After Aamir Khan’s mind blowing directorial debut in TAARE ZAMEEN PAR, its Ajay Devgan tryst with film direction that materializes well with romance-cum-drama flick U ME AUR HUM. Vishal Bharadwaj, the magical sensation behind OMKARA success, proves to be uncharacteristic choice for the album over present set of contemporaries in delivering trendy and feisty sounds, rhythms and music for this romantic roller coaster ride.
Vishal Bhardwaj takes a huge plunge into whirlpools of Latino stylized musical thrust as music runs loud, vocalist croons out emotions while chorals takes centre-stage in chartbusting delight “Jee Lee”. After sassy “Don’t I love or do I love you” (SUPERSTAR), Adnan Sami modulates to perfection in this “cruise-carnival” feast with Shreya Ghoshal adding mesmerizing tones with her svelte rendition. Munna Dhiman’s wording may not be “out-of-world” but certainly delightfully penned with the ecstatic mood of the track. The number is surely be chartbusting success and likely to be next feverish punch on the floors with it ever growing promotion.
Jaspinder Narula did a fantabolous job with the title track “Pyar to Hona Hi Tha” (PYAR TO HONA HI THA) with her uncharacteristically westernized vocal flair and now it’s Shreya Ghoshal softening her vocal textures into another gem of “true-blue” soft rock title track “U Me Aur Hum”. Its supple romantic overtures are gesticulated with fine blend of intrinsically westernized connotations in the backdrop (similar to “Humko Chhone Paas Aaye” (ZINDAGI ROCKS)) while Dhiman’s precariously sentimental wordings are sheer delight. The second version has Vishal Bharadwaj in his sonorous baritones (similar to his previous “O Saathi Re” (OMKARA)) to create a serene wave of emotion, well suited for background score demands. Like recently heard “Main Chali” (BLACK & WHITE), Shreya Ghoshal’s version proves to be much superior choice to her contemporaries work and will surely be encouraging factor in album’s sales.
Kajol’s ever-inimitable “Mere Khwabon Mein” (DILWALE DULHANIYE LE JAYENGE) had countless clones in past and now “Saiyaan” arrives in the marquee with no big thump. This dreamy passion for “dream-boy” sounds lackluster for its insipidly punched “Saheli-Paheli” phraseology coupled with mediocre arrangements, making it strictly on-screen track for Kajol fan club. Sunidhi Chauhan’s sparkling variations and chirpy modulations fails to find the desired concoction of frivolously penned wordings and energized trendy musical thrust.

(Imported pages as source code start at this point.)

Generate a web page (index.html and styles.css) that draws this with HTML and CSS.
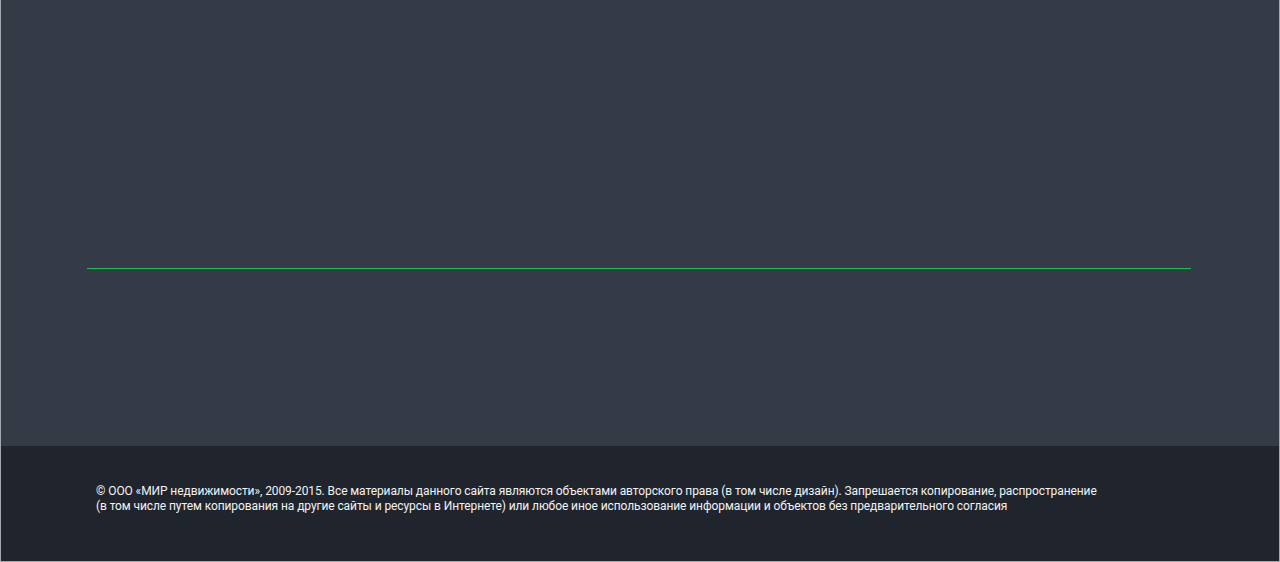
FILE: index.html
```html
<!DOCTYPE html>
<html lang="ru">
<head>
    <meta charset="UTF-8">
    <meta name="viewport" content="width=device-width, initial-scale=1.0">
    <title>МИР недвижимости</title>
    <link rel="stylesheet" href="styles.css">
</head>
<body>
    <div class="page">
        <div class="main">
            <div class="divider"></div>
        </div>
        <footer class="footer">
            <p class="copyright">© ООО «МИР недвижимости», 2009-2015. Все материалы данного сайта являются объектами авторского права (в том числе дизайн). Запрешается копирование, распространение<br>(в том числе путем копирования на другие сайты и ресурсы в Интернете) или любое иное использование информации и объектов без предварительного согласия</p>
        </footer>
    </div>
</body>
</html>
```

FILE: styles.css
```css
body {
    margin: 0;
    font-family: 'Roboto', 'Liberation Sans', sans-serif;
    background-color: #ffffff;
}

.page {
    height: 561px;
    border: 1px solid #a4a7ad;
    border-top: none;
    display: flex;
    flex-direction: column;
}

.main {
    height: 446px;
    flex-shrink: 0;
    background-color: #343a46;
    padding: 268px 88px 0 86px;
    box-sizing: border-box;
}

.divider {
    height: 0;
    border-top: 1px solid #19c24f;
}

.footer {
    flex: 1;
    background-color: #20252d;
    padding: 38px 95px 0;
}

.copyright {
    margin: 0;
    font-size: 12px;
    line-height: 15px;
    color: #f2f2f2;
    letter-spacing: -0.09px;
}
```
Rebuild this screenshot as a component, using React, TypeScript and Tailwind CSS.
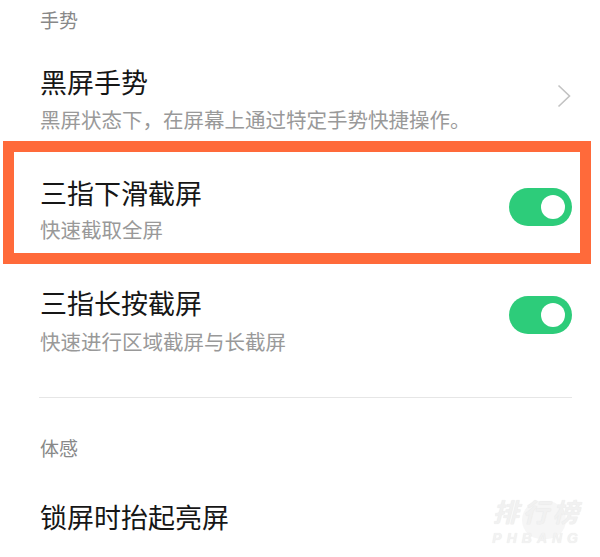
import React from "react";

const font = { fontFamily: '"Noto Sans CJK SC", "Noto Sans", sans-serif' };

function Toggle() {
  return (
    <div className="w-[63px] h-[38px] rounded-full bg-[#2dcc7a] flex items-center justify-end pr-[7px] shrink-0">
      <div className="w-[24px] h-[24px] rounded-full bg-white" />
    </div>
  );
}

export default function App() {
  return (
    <div className="relative w-[600px] h-[557px] bg-white overflow-hidden" style={font}>
      {/* Header 手势 */}
      <div className="h-[39px] flex items-center pl-[40px] text-[19px] leading-none text-[#888888]">手势</div>

      {/* 黑屏手势 */}
      <div className="flex items-center justify-between pl-[40px] pr-[29px] pt-[26px] pb-[8px]">
        <div className="flex flex-col">
          <div className="h-[34px] leading-[34px] text-[27px] text-[#161616]">黑屏手势</div>
          <div className="mt-[6px] h-[28px] leading-[28px] text-[20.5px] text-[#999999]">
            黑屏状态下，在屏幕上通过特定手势快捷操作。
          </div>
        </div>
        <svg width="14" height="24" viewBox="0 0 14 24" className="-mt-[6px]">
          <polyline points="1.5,1.5 12.5,12 1.5,22.5" fill="none" stroke="#c2c2c2" strokeWidth="1.6" />
        </svg>
      </div>

      {/* Highlighted row */}
      <div className="ml-[3px] mr-[9px] border-[11px] border-[#ff6a3a]">
        <div className="flex items-center justify-between pl-[26px] pr-[8px] pt-[24px] pb-[10px]">
          <div className="flex flex-col">
            <div className="h-[34px] leading-[34px] text-[27px] text-[#161616]">三指下滑截屏</div>
            <div className="mt-[5px] h-[28px] leading-[28px] text-[20.5px] text-[#999999]">快速截取全屏</div>
          </div>
          <div className="-mt-[5px]">
            <Toggle />
          </div>
        </div>
      </div>

      {/* 三指长按截屏 */}
      <div className="flex items-center justify-between pl-[40px] pr-[28px] pt-[22px]">
        <div className="flex flex-col">
          <div className="h-[34px] leading-[34px] text-[27px] text-[#161616]">三指长按截屏</div>
          <div className="mt-[7px] h-[28px] leading-[28px] text-[20.5px] text-[#999999]">快速进行区域截屏与长截屏</div>
        </div>
        <div className="-mt-[12px]">
          <Toggle />
        </div>
      </div>

      {/* Divider */}
      <div className="mt-[42px] ml-[39px] mr-[28px] h-px bg-[#e6e6e6]" />

      {/* Header 体感 */}
      <div className="mt-[39px] h-[20px] flex items-center pl-[40px] text-[19px] leading-none text-[#888888]">体感</div>

      {/* 锁屏时抬起亮屏 */}
      <div className="mt-[43px] pl-[40px] h-[34px] leading-[34px] text-[27px] text-[#161616]">锁屏时抬起亮屏</div>

      {/* Watermark */}
      <div className="absolute right-[17px] bottom-[12px] flex flex-col items-center select-none">
        <div className="absolute left-[30px] top-[4px] w-[44px] h-[38px] rounded-full bg-[#f6f6f6]" />
        <div
          className="relative h-[28px] text-[26px] leading-[28px] font-bold italic text-[#f1f1f1] tracking-[4px]"
          style={{ textShadow: "0 0 1px #e4e4e4" }}
        >
          排行榜
        </div>
        <div
          className="relative mt-[6px] h-[14px] text-[14px] leading-[14px] font-black italic text-[#f2f2f2] tracking-[5px]"
          style={{ fontFamily: '"Liberation Sans", sans-serif', textShadow: "0 0 1px #e6e6e6" }}
        >
          PHBANG
        </div>
      </div>
    </div>
  );
}
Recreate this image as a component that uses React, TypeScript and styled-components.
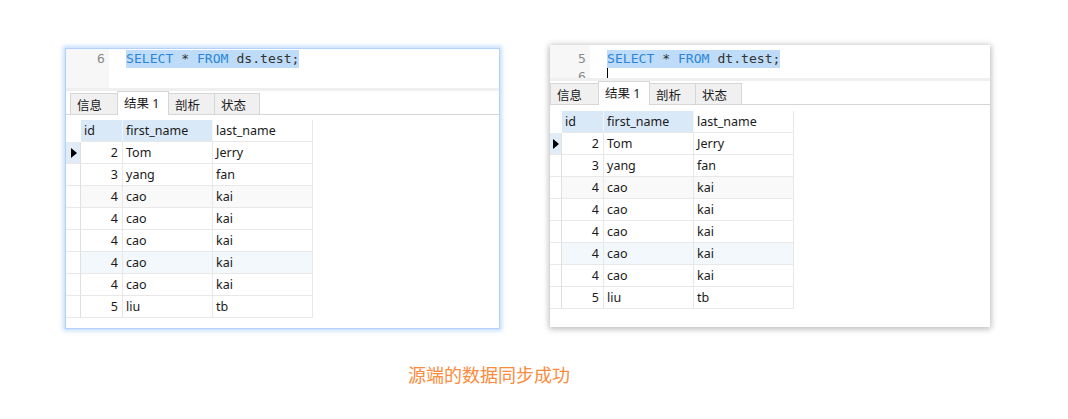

Bharadwaj goes Pritam’s way for his “Halka Halka” (CHOCOLATE) signature tunes in the prelude in “Phatte”, another mediocre sounding track about lively carnival feast in customary “bhangra” lingo punches. Adnan Sami along with Sunidhi Chauhan gets into intoxicating singing mood but the “masti” and buzz is strikingly missing and with wishy-washy wordings, it’s a completely average affair. Vishal Bharadwaj had colossal success in imbibing traits of “nautanki” mood into electronic beat structures in “Beedi” and “Beedi” (OMKARA) but the magic is completely missing with “bhangra” impulsive and racy punches.
After enthralling “Jee Lee”, Adnan Sami and Shreya Ghoshal gets into another “masti” filled singing act in thriving and infectiously pulsating situational love track “Dil Dhakda Hai”. The sluggish periodic rhythmic beating with chirpy percussions has stylish 80’s pop touches with dash of hip-hop works. The playful argumentative musical work has hilarious tones in its “good-humored” phrases but the entertainment is strictly situational and shoulders on to the comical timings of the lead players.
U ME AUR HUM is an average sounding entertaining album that promises some upbeat musical works in the form of numbers like “Jee Lee”, “U Me Aur Hum” and “Dil Dhakda Hai”. Vishal Bharadwaj’s work fails to notch up any new boundaries in marquee but surely is urbane listener’s delight.